McRae's was a mid-range regional department store chain founded and based in Jackson, Mississippi, with locations in Mississippi, Alabama, Louisiana, and Florida. The nameplate was in existence for more than a century.

==History==
Samuel P. McRae founded the store in Jackson, Mississippi in 1902 as a dry goods store. It remained a family-owned business through the ensuing decades, while continuing to grow. Sales increased from only $1 million in 1955 to $10 million in 1970. The first location outside Mississippi opened in University Mall (now University Town Plaza) in Pensacola, Florida in 1974. In 1987, McRae's acquired 13 stores in Alabama from Pizitz. With strengths in home furnishings, men's apparel, and cosmetics, the chain was considered one of the most successful family-owned businesses in the country.
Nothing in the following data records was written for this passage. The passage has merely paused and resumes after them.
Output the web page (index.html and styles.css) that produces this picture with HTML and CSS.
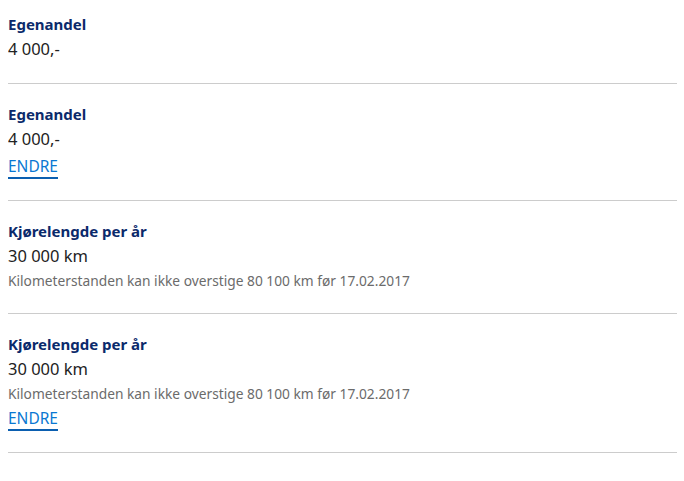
FILE: index.html
```html
<!DOCTYPE html>
<html lang="no">
<head>
<meta charset="utf-8">
<link rel="stylesheet" href="styles.css">
</head>
<body>
<div class="list">
  <section class="item first">
    <div class="label">Egenandel</div>
    <div class="value">4 000,-</div>
  </section>
  <section class="item">
    <div class="label">Egenandel</div>
    <div class="value">4 000,-</div>
    <a class="link" href="#">ENDRE</a>
  </section>
  <section class="item">
    <div class="label">Kjørelengde per år</div>
    <div class="value">30 000 km</div>
    <div class="note">Kilometerstanden kan ikke overstige 80 100 km før 17.02.2017</div>
  </section>
  <section class="item">
    <div class="label">Kjørelengde per år</div>
    <div class="value">30 000 km</div>
    <div class="note">Kilometerstanden kan ikke overstige 80 100 km før 17.02.2017</div>
    <a class="link" href="#">ENDRE</a>
  </section>
</div>
</body>
</html>
```
FILE: styles.css
```css
html, body {
  background: #ffffff;
}
body {
  margin: 8px 7px 8px 8px;
  font-family: "Noto Sans", sans-serif;
}
.list {
  display: flex;
  flex-direction: column;
}
.item {
  display: flex;
  flex-direction: column;
  align-items: flex-start;
  padding: 18px 0 21px;
  border-bottom: 1px solid #cccccc;
}
.item.first {
  padding-top: 4px;
  padding-bottom: 22px;
}
.label {
  font-size: 15px;
  line-height: 25px;
  font-weight: 700;
  color: #0b2a6b;
}
.value {
  font-size: 16.5px;
  line-height: 24px;
  color: #222222;
}
.note {
  margin: 1px 0 -1px;
  font-size: 13.75px;
  line-height: 24px;
  color: #6b6b6b;
}
.link {
  margin-top: 4px;
  font-size: 15.5px;
  line-height: 22px;
  color: #0a78d2;
  text-decoration: none;
  border-bottom: 2px solid #0b5fb0;
}
.note + .link {
  margin-top: 2px;
}
```
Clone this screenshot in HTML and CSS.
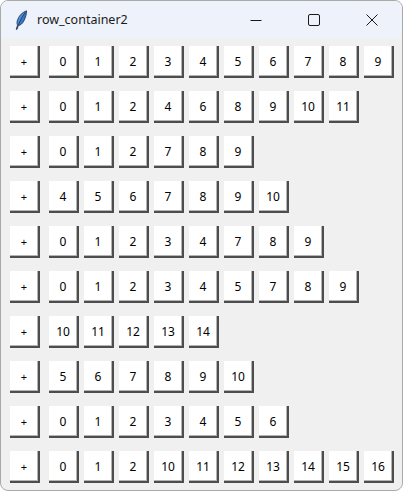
FILE: index.html
```html
<!DOCTYPE html>
<html>
<head>
<meta charset="utf-8">
<link rel="stylesheet" href="styles.css">
</head>
<body>
<div class="window">
  <div class="titlebar">
    <svg class="app-icon" width="14" height="20" viewBox="0 0 14 20">
      <defs>
        <linearGradient id="fg" x1="0" y1="0" x2="1" y2="1">
          <stop offset="0" stop-color="#9cc8f5"/>
          <stop offset="0.5" stop-color="#3a7fd4"/>
          <stop offset="1" stop-color="#16408a"/>
        </linearGradient>
      </defs>
      <path d="M12.5 0.8 C8 2.5 4.5 6 3.2 11 C2.8 12.8 3 14.2 3.6 15 L2.2 19.2 L3 19.4 L4.4 15.4 C6.6 15.4 8.6 13.4 10 10.6 C11.6 7.4 12.6 4 12.5 0.8 Z" fill="url(#fg)" stroke="#1d2e4a" stroke-width="0.8"/>
      <path d="M11.4 2.4 C8.6 6 6 10.4 4.4 15.2" fill="none" stroke="#10223d" stroke-width="0.7"/>
    </svg>
    <span class="title">row_container2</span>
    <div class="caption">
      <div class="cap-btn">
        <svg width="12" height="12" viewBox="0 0 12 12"><path d="M0.5 6.5 H11.5" stroke="#1a1a1a" stroke-width="1"/></svg>
      </div>
      <div class="cap-btn">
        <svg width="12" height="12" viewBox="0 0 12 12"><rect x="0.5" y="0.5" width="11" height="11" rx="1.5" fill="none" stroke="#1a1a1a" stroke-width="1"/></svg>
      </div>
      <div class="cap-btn">
        <svg width="12" height="12" viewBox="0 0 12 12"><path d="M0.5 0.5 L11.5 11.5 M11.5 0.5 L0.5 11.5" stroke="#1a1a1a" stroke-width="1"/></svg>
      </div>
    </div>
  </div>
  <div class="content">
    <div class="row"><span class="btn plus">+</span><span class="btn">0</span><span class="btn">1</span><span class="btn">2</span><span class="btn">3</span><span class="btn">4</span><span class="btn">5</span><span class="btn">6</span><span class="btn">7</span><span class="btn">8</span><span class="btn">9</span></div>
    <div class="row"><span class="btn plus">+</span><span class="btn">0</span><span class="btn">1</span><span class="btn">2</span><span class="btn">4</span><span class="btn">6</span><span class="btn">8</span><span class="btn">9</span><span class="btn">10</span><span class="btn">11</span></div>
    <div class="row"><span class="btn plus">+</span><span class="btn">0</span><span class="btn">1</span><span class="btn">2</span><span class="btn">7</span><span class="btn">8</span><span class="btn">9</span></div>
    <div class="row"><span class="btn plus">+</span><span class="btn">4</span><span class="btn">5</span><span class="btn">6</span><span class="btn">7</span><span class="btn">8</span><span class="btn">9</span><span class="btn">10</span></div>
    <div class="row"><span class="btn plus">+</span><span class="btn">0</span><span class="btn">1</span><span class="btn">2</span><span class="btn">3</span><span class="btn">4</span><span class="btn">7</span><span class="btn">8</span><span class="btn">9</span></div>
    <div class="row"><span class="btn plus">+</span><span class="btn">0</span><span class="btn">1</span><span class="btn">2</span><span class="btn">3</span><span class="btn">4</span><span class="btn">5</span><span class="btn">7</span><span class="btn">8</span><span class="btn">9</span></div>
    <div class="row"><span class="btn plus">+</span><span class="btn">10</span><span class="btn">11</span><span class="btn">12</span><span class="btn">13</span><span class="btn">14</span></div>
    <div class="row"><span class="btn plus">+</span><span class="btn">5</span><span class="btn">6</span><span class="btn">7</span><span class="btn">8</span><span class="btn">9</span><span class="btn">10</span></div>
    <div class="row"><span class="btn plus">+</span><span class="btn">0</span><span class="btn">1</span><span class="btn">2</span><span class="btn">3</span><span class="btn">4</span><span class="btn">5</span><span class="btn">6</span></div>
    <div class="row"><span class="btn plus">+</span><span class="btn">0</span><span class="btn">1</span><span class="btn">2</span><span class="btn">10</span><span class="btn">11</span><span class="btn">12</span><span class="btn">13</span><span class="btn">14</span><span class="btn">15</span><span class="btn">16</span></div>
  </div>
</div>
</body>
</html>
```

FILE: styles.css
```css
html, body {
  margin: 0;
  padding: 0;
  background: #ffffff;
}

.window {
  box-sizing: border-box;
  width: 403px;
  height: 491px;
  border: 1px solid #a9a9a9;
  border-radius: 8px;
  overflow: hidden;
  background: #f0f0f0;
  font-family: "Noto Sans", "Open Sans", sans-serif;
}

.titlebar {
  height: 37px;
  background: #eef2fa;
  display: flex;
  align-items: center;
}

.app-icon {
  margin-left: 13px;
  margin-top: 1px;
  flex: none;
}

.title {
  margin-left: 9px;
  font-size: 12.5px;
  color: #1a1a1a;
}

.caption {
  margin-left: auto;
  display: flex;
  height: 100%;
  margin-right: 1px;
}

.cap-btn {
  width: 58px;
  height: 100%;
  display: flex;
  align-items: center;
  justify-content: center;
}

.content {
  padding: 8px 0 0 9px;
}

.row {
  display: flex;
  gap: 5px;
  margin-bottom: 13px;
}

.btn {
  box-sizing: border-box;
  width: 30px;
  height: 32px;
  display: flex;
  align-items: center;
  justify-content: center;
  background: #ffffff;
  box-shadow: inset -2px -2px 0 #4d4d4d, inset -3px -3px 0 #b4b4b4;
  font-size: 12px;
  color: #000;
  padding: 0 2px 2px 0;
}

.btn.plus {
  margin-right: 4px;
  font-size: 11px;
}
```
McRae's was acquired by Tennessee-based Proffitt's in 1993 in a transaction that The New York Times called "a case of a little fish swallowing a bigger one." McRae's had 28 stores with combined annual sales of $419 million and Proffitt's had 25 stores with annual sales of only $201 million. After the sale, McRae's stores retained their name and were operated as a separate subsidiary.
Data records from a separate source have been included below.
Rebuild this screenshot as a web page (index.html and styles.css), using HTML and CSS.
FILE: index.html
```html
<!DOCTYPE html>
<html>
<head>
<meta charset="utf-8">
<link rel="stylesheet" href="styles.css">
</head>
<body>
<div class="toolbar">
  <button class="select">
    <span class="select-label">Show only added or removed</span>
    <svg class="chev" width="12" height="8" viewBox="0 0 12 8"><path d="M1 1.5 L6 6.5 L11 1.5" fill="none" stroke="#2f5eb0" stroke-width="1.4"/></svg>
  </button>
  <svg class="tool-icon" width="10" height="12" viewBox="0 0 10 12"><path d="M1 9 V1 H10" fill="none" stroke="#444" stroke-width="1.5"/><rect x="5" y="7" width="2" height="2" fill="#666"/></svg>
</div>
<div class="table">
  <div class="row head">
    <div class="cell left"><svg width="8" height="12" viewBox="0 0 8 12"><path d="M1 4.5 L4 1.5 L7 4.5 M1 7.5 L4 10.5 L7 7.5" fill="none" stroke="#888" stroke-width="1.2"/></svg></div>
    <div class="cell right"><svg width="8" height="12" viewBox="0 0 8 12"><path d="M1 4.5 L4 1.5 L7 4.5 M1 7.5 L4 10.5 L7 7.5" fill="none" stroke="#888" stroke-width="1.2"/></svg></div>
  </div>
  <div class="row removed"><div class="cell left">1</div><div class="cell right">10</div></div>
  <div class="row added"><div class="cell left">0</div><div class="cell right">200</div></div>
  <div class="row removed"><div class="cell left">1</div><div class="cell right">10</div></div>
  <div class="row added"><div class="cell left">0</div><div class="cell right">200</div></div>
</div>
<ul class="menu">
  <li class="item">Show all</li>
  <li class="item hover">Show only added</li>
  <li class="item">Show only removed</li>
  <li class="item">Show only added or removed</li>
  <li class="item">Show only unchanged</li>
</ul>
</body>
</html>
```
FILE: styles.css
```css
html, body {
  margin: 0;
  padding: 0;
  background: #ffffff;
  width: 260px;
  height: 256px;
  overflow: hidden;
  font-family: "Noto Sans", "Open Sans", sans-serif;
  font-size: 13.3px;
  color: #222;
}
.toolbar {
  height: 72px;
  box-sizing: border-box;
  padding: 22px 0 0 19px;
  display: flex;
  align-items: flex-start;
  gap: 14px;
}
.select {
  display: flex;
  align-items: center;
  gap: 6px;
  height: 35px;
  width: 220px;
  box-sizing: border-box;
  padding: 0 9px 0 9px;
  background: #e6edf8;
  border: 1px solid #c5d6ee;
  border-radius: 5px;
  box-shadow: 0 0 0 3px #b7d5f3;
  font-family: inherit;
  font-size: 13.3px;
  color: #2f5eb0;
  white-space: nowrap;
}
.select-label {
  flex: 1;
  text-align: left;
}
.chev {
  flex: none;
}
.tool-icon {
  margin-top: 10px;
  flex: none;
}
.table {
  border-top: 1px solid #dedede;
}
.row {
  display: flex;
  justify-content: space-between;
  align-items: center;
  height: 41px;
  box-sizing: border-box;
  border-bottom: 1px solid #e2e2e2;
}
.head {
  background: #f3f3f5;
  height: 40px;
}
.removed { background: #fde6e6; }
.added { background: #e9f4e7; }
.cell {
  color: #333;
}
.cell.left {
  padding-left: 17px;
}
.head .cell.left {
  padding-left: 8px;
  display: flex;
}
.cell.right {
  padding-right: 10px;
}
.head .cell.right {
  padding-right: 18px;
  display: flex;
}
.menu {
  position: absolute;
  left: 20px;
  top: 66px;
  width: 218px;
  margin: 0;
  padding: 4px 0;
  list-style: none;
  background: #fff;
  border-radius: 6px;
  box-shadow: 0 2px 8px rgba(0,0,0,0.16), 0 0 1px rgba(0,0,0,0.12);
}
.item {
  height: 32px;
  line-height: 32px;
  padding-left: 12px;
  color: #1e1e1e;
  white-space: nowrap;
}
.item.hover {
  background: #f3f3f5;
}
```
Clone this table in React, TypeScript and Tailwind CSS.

Proffitt's merged with Saks Holdings, owner of Saks Fifth Avenue, in 1998. The merged company changed its name to Saks Incorporated. Proffitt's and McRae's became part of Saks Incorporated's Southern Department Store Group.

Foley's acquired one McRae's in Louisiana at The Mall at Cortana, run by Mike Herndon. As Saks sought repositioning as a more luxury retail-oriented operation, its mid-range chains became targets for sale. McRae's and Proffitt's were among the first to be sold. Charlotte-based Belk, the nation's largest privately owned department store chain, bought Proffitt's/McRae's in a deal that closed in July 2005.

On March 8, 2006, most McRae's stores were rebranded into Belk stores, with three stores excluded. Locations in Tuscaloosa and Gadsden, Alabama were retained by Saks to convert to its Parisian chain, though both stores eventually would be among the Parisian locations also sold to Belk. In addition, the Mall of Louisiana store in Baton Rouge became a Dillard's location.